Quote every line below exactly and skip any picture.

start Provided records

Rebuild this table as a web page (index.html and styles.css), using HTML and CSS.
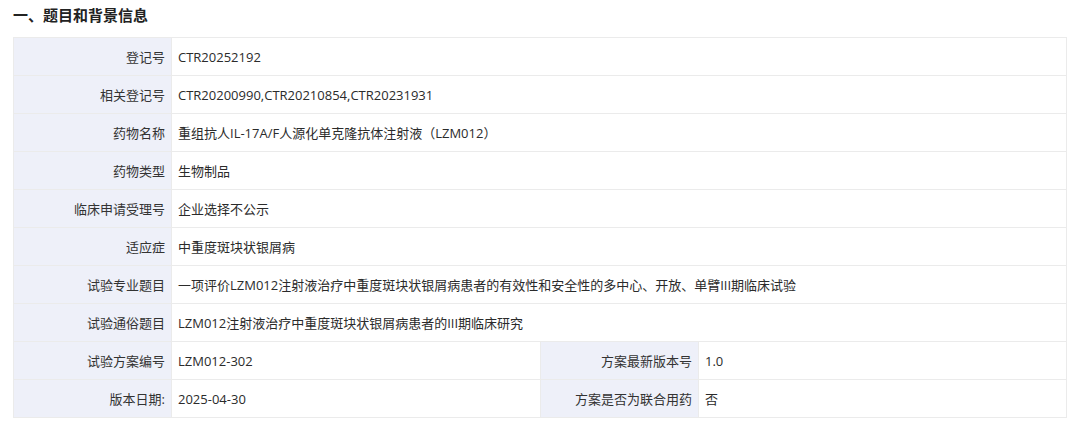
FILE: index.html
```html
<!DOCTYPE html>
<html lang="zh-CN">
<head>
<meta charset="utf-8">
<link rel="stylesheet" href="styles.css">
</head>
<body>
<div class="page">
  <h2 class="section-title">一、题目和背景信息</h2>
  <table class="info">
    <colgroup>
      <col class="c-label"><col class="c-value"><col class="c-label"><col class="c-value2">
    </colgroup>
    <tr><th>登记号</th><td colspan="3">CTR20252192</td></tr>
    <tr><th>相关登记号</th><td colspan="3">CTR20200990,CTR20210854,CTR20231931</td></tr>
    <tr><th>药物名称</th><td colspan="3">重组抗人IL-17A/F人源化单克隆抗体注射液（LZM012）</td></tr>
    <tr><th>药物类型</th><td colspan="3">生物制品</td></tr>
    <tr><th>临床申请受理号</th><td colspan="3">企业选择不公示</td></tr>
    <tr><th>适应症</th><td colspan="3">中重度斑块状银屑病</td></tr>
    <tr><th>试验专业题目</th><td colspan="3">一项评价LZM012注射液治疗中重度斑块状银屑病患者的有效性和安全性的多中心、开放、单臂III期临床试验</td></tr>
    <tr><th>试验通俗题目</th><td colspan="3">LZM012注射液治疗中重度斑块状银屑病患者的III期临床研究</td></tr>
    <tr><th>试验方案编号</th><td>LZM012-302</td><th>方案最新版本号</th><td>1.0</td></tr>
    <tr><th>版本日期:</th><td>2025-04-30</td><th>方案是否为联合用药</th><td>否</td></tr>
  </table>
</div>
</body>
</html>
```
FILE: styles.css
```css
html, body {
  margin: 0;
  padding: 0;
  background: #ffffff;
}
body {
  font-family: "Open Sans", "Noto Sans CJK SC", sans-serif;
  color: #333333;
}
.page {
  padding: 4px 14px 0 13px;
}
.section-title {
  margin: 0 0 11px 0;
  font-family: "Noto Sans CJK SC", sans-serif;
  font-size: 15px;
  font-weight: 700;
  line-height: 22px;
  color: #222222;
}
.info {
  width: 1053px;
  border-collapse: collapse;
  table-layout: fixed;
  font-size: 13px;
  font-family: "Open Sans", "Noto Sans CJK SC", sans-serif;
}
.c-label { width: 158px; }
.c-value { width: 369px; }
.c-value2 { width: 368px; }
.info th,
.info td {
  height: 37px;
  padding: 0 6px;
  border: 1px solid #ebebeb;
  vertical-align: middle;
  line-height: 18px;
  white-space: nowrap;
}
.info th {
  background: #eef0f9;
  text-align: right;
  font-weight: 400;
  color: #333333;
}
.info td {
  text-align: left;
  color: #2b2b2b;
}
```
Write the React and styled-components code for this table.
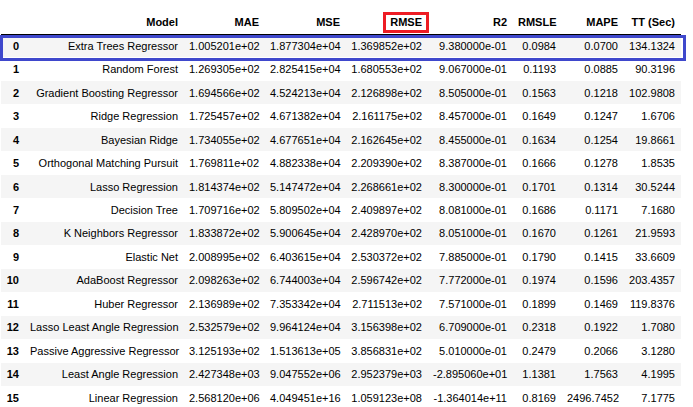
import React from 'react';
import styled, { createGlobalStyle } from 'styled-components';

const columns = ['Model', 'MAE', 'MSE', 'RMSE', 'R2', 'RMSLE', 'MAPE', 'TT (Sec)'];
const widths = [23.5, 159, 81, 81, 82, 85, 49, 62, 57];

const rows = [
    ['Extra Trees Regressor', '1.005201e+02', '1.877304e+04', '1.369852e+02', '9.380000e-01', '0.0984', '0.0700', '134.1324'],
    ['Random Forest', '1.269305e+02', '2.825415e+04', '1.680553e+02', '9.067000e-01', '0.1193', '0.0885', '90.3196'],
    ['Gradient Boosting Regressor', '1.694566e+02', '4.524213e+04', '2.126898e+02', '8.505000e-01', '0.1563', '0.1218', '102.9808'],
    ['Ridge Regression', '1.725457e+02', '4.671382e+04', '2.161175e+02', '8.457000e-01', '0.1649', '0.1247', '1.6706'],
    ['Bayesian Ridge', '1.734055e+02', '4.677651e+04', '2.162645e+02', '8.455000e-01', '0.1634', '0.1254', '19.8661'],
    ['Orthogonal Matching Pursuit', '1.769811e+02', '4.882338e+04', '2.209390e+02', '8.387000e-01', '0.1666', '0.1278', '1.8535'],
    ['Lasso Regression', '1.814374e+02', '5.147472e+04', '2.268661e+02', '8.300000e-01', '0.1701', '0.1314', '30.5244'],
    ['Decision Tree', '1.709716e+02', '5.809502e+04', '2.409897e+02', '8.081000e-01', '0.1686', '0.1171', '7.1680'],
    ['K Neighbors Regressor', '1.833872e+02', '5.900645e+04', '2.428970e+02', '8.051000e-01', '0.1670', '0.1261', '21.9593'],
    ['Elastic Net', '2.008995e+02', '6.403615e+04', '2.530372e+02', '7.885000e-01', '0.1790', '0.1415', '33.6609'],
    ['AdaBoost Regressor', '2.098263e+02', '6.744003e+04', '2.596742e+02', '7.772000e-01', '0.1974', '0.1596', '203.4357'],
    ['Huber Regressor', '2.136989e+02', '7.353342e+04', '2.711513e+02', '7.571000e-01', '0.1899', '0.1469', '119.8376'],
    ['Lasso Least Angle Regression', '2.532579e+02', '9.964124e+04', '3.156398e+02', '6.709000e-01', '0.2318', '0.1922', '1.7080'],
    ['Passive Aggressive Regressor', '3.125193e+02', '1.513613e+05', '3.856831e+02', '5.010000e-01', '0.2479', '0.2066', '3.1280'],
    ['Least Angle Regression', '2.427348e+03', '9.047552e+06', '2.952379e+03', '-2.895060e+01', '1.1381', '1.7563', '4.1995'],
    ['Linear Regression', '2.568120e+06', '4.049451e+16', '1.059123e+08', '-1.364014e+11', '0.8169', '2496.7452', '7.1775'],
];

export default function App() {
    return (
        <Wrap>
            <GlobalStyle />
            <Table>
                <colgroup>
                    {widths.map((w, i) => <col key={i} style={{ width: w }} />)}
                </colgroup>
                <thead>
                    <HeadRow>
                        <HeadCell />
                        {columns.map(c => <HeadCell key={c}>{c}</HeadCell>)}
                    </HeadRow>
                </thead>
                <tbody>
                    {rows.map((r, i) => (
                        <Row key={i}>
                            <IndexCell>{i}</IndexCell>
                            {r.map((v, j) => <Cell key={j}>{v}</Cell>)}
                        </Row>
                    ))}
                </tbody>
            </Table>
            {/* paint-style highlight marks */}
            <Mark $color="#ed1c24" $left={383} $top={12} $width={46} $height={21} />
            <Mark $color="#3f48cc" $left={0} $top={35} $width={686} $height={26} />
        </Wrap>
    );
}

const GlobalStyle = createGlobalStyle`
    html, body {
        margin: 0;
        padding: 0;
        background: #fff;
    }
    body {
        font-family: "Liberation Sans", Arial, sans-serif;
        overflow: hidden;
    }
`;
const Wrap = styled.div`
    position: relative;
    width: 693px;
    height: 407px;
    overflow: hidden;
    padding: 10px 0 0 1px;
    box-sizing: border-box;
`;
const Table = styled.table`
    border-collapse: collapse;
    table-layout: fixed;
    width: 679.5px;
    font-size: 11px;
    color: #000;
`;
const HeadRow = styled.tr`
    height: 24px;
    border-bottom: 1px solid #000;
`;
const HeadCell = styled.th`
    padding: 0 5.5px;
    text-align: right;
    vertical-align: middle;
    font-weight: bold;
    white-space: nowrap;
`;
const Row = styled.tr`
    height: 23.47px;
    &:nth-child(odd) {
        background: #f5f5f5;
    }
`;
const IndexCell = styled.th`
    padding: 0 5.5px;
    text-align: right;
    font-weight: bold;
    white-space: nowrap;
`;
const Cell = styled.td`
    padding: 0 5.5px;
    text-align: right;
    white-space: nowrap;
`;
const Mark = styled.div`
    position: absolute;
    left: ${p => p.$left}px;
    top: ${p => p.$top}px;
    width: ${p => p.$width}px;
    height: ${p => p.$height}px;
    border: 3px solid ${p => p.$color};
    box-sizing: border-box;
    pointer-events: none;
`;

end Provided records

Solution for this exercise:
Rebuild this table as a web page (index.html and styles.css), using HTML and CSS.
FILE: index.html
```html
<!DOCTYPE html>
<html lang="zh-CN">
<head>
<meta charset="utf-8">
<link rel="stylesheet" href="styles.css">
</head>
<body>
<div class="page">
  <h2 class="section-title">一、题目和背景信息</h2>
  <table class="info">
    <colgroup>
      <col class="c-label"><col class="c-value"><col class="c-label"><col class="c-value2">
    </colgroup>
    <tr><th>登记号</th><td colspan="3">CTR20252192</td></tr>
    <tr><th>相关登记号</th><td colspan="3">CTR20200990,CTR20210854,CTR20231931</td></tr>
    <tr><th>药物名称</th><td colspan="3">重组抗人IL-17A/F人源化单克隆抗体注射液（LZM012）</td></tr>
    <tr><th>药物类型</th><td colspan="3">生物制品</td></tr>
    <tr><th>临床申请受理号</th><td colspan="3">企业选择不公示</td></tr>
    <tr><th>适应症</th><td colspan="3">中重度斑块状银屑病</td></tr>
    <tr><th>试验专业题目</th><td colspan="3">一项评价LZM012注射液治疗中重度斑块状银屑病患者的有效性和安全性的多中心、开放、单臂III期临床试验</td></tr>
    <tr><th>试验通俗题目</th><td colspan="3">LZM012注射液治疗中重度斑块状银屑病患者的III期临床研究</td></tr>
    <tr><th>试验方案编号</th><td>LZM012-302</td><th>方案最新版本号</th><td>1.0</td></tr>
    <tr><th>版本日期:</th><td>2025-04-30</td><th>方案是否为联合用药</th><td>否</td></tr>
  </table>
</div>
</body>
</html>
```
FILE: styles.css
```css
html, body {
  margin: 0;
  padding: 0;
  background: #ffffff;
}
body {
  font-family: "Open Sans", "Noto Sans CJK SC", sans-serif;
  color: #333333;
}
.page {
  padding: 4px 14px 0 13px;
}
.section-title {
  margin: 0 0 11px 0;
  font-family: "Noto Sans CJK SC", sans-serif;
  font-size: 15px;
  font-weight: 700;
  line-height: 22px;
  color: #222222;
}
.info {
  width: 1053px;
  border-collapse: collapse;
  table-layout: fixed;
  font-size: 13px;
  font-family: "Open Sans", "Noto Sans CJK SC", sans-serif;
}
.c-label { width: 158px; }
.c-value { width: 369px; }
.c-value2 { width: 368px; }
.info th,
.info td {
  height: 37px;
  padding: 0 6px;
  border: 1px solid #ebebeb;
  vertical-align: middle;
  line-height: 18px;
  white-space: nowrap;
}
.info th {
  background: #eef0f9;
  text-align: right;
  font-weight: 400;
  color: #333333;
}
.info td {
  text-align: left;
  color: #2b2b2b;
}
```
Write the React and styled-components code for this table.
import React from 'react';
import styled, { createGlobalStyle } from 'styled-components';

const columns = ['Model', 'MAE', 'MSE', 'RMSE', 'R2', 'RMSLE', 'MAPE', 'TT (Sec)'];
const widths = [23.5, 159, 81, 81, 82, 85, 49, 62, 57];

const rows = [
    ['Extra Trees Regressor', '1.005201e+02', '1.877304e+04', '1.369852e+02', '9.380000e-01', '0.0984', '0.0700', '134.1324'],
    ['Random Forest', '1.269305e+02', '2.825415e+04', '1.680553e+02', '9.067000e-01', '0.1193', '0.0885', '90.3196'],
    ['Gradient Boosting Regressor', '1.694566e+02', '4.524213e+04', '2.126898e+02', '8.505000e-01', '0.1563', '0.1218', '102.9808'],
    ['Ridge Regression', '1.725457e+02', '4.671382e+04', '2.161175e+02', '8.457000e-01', '0.1649', '0.1247', '1.6706'],
    ['Bayesian Ridge', '1.734055e+02', '4.677651e+04', '2.162645e+02', '8.455000e-01', '0.1634', '0.1254', '19.8661'],
    ['Orthogonal Matching Pursuit', '1.769811e+02', '4.882338e+04', '2.209390e+02', '8.387000e-01', '0.1666', '0.1278', '1.8535'],
    ['Lasso Regression', '1.814374e+02', '5.147472e+04', '2.268661e+02', '8.300000e-01', '0.1701', '0.1314', '30.5244'],
    ['Decision Tree', '1.709716e+02', '5.809502e+04', '2.409897e+02', '8.081000e-01', '0.1686', '0.1171', '7.1680'],
    ['K Neighbors Regressor', '1.833872e+02', '5.900645e+04', '2.428970e+02', '8.051000e-01', '0.1670', '0.1261', '21.9593'],
    ['Elastic Net', '2.008995e+02', '6.403615e+04', '2.530372e+02', '7.885000e-01', '0.1790', '0.1415', '33.6609'],
    ['AdaBoost Regressor', '2.098263e+02', '6.744003e+04', '2.596742e+02', '7.772000e-01', '0.1974', '0.1596', '203.4357'],
    ['Huber Regressor', '2.136989e+02', '7.353342e+04', '2.711513e+02', '7.571000e-01', '0.1899', '0.1469', '119.8376'],
    ['Lasso Least Angle Regression', '2.532579e+02', '9.964124e+04', '3.156398e+02', '6.709000e-01', '0.2318', '0.1922', '1.7080'],
    ['Passive Aggressive Regressor', '3.125193e+02', '1.513613e+05', '3.856831e+02', '5.010000e-01', '0.2479', '0.2066', '3.1280'],
    ['Least Angle Regression', '2.427348e+03', '9.047552e+06', '2.952379e+03', '-2.895060e+01', '1.1381', '1.7563', '4.1995'],
    ['Linear Regression', '2.568120e+06', '4.049451e+16', '1.059123e+08', '-1.364014e+11', '0.8169', '2496.7452', '7.1775'],
];

export default function App() {
    return (
        <Wrap>
            <GlobalStyle />
            <Table>
                <colgroup>
                    {widths.map((w, i) => <col key={i} style={{ width: w }} />)}
                </colgroup>
                <thead>
                    <HeadRow>
                        <HeadCell />
                        {columns.map(c => <HeadCell key={c}>{c}</HeadCell>)}
                    </HeadRow>
                </thead>
                <tbody>
                    {rows.map((r, i) => (
                        <Row key={i}>
                            <IndexCell>{i}</IndexCell>
                            {r.map((v, j) => <Cell key={j}>{v}</Cell>)}
                        </Row>
                    ))}
                </tbody>
            </Table>
            {/* paint-style highlight marks */}
            <Mark $color="#ed1c24" $left={383} $top={12} $width={46} $height={21} />
            <Mark $color="#3f48cc" $left={0} $top={35} $width={686} $height={26} />
        </Wrap>
    );
}

const GlobalStyle = createGlobalStyle`
    html, body {
        margin: 0;
        padding: 0;
        background: #fff;
    }
    body {
        font-family: "Liberation Sans", Arial, sans-serif;
        overflow: hidden;
    }
`;
const Wrap = styled.div`
    position: relative;
    width: 693px;
    height: 407px;
    overflow: hidden;
    padding: 10px 0 0 1px;
    box-sizing: border-box;
`;
const Table = styled.table`
    border-collapse: collapse;
    table-layout: fixed;
    width: 679.5px;
    font-size: 11px;
    color: #000;
`;
const HeadRow = styled.tr`
    height: 24px;
    border-bottom: 1px solid #000;
`;
const HeadCell = styled.th`
    padding: 0 5.5px;
    text-align: right;
    vertical-align: middle;
    font-weight: bold;
    white-space: nowrap;
`;
const Row = styled.tr`
    height: 23.47px;
    &:nth-child(odd) {
        background: #f5f5f5;
    }
`;
const IndexCell = styled.th`
    padding: 0 5.5px;
    text-align: right;
    font-weight: bold;
    white-space: nowrap;
`;
const Cell = styled.td`
    padding: 0 5.5px;
    text-align: right;
    white-space: nowrap;
`;
const Mark = styled.div`
    position: absolute;
    left: ${p => p.$left}px;
    top: ${p => p.$top}px;
    width: ${p => p.$width}px;
    height: ${p => p.$height}px;
    border: 3px solid ${p => p.$color};
    box-sizing: border-box;
    pointer-events: none;
`;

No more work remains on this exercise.